Similarly the point of sight (which in parallel perspective would, of course, coincide with the vanishing point) should not be in the centre of the picture, unless, indeed, the subject happens to be one of the severest kind.
It should be nearest to that side of the picture from which the light comes.
Suppose the figures in a picture to be lighted from the left of the spectator, and that the picture is hung in its proper light. You would not stand exactly opposite the centre of the canvas to get a good view. You would naturally place yourself a little on the side whence the light comes. Hence it is desirable that the point of sight should also be on that side.
Where the perspective is parallel, the eye is not at all shocked when the point of sight is fairly out of the picture.
Indeed, in pictures which represent a small area, the effect is more agreeable when the lines converge toward a point outside.
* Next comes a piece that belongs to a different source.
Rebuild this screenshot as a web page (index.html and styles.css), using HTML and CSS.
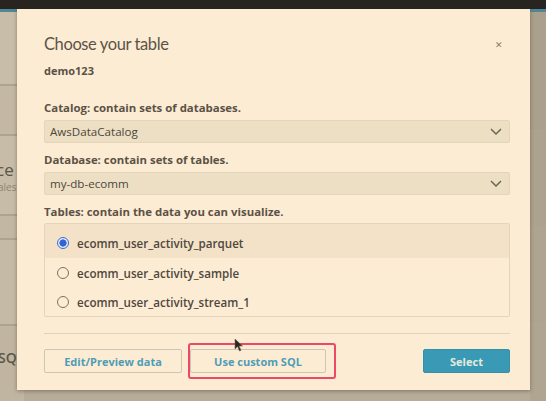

In the determination of all these points, as also in settling the height of your horizon, you must allow yourselves to be guided by the nature of your subject.
What is right in one case is wrong in another.
In a “Prometheus Bound” you might with great propriety place your horizon below the picture altogether. Here, quite at the bottom of the canvas, you see the peaks of high mountains; the real horizon would therefore be a long distance below.
It would not be impossible to suggest subjects where the horizon should be above the picture, but I have probably said enough to show that exceptional subjects must be exceptionally dealt with.
Beginners (when they have a subject of several figures to paint) will often find it of great assistance to make a small clay model of the whole design, and to clothe their little figures with rags of different shades, until they get an effect which they think will do. The figures would be mere rough clay sketches, just enough to give an idea of the proportions and attitudes. The rags should be wetted with clay water, and then the folds when dry will become quite stiff, so that the figures can be moved about without disturbing the arrangement of drapery.
This plan is particularly applicable whenever the scene of the picture is a confined room or cell, with a strong concentrated light.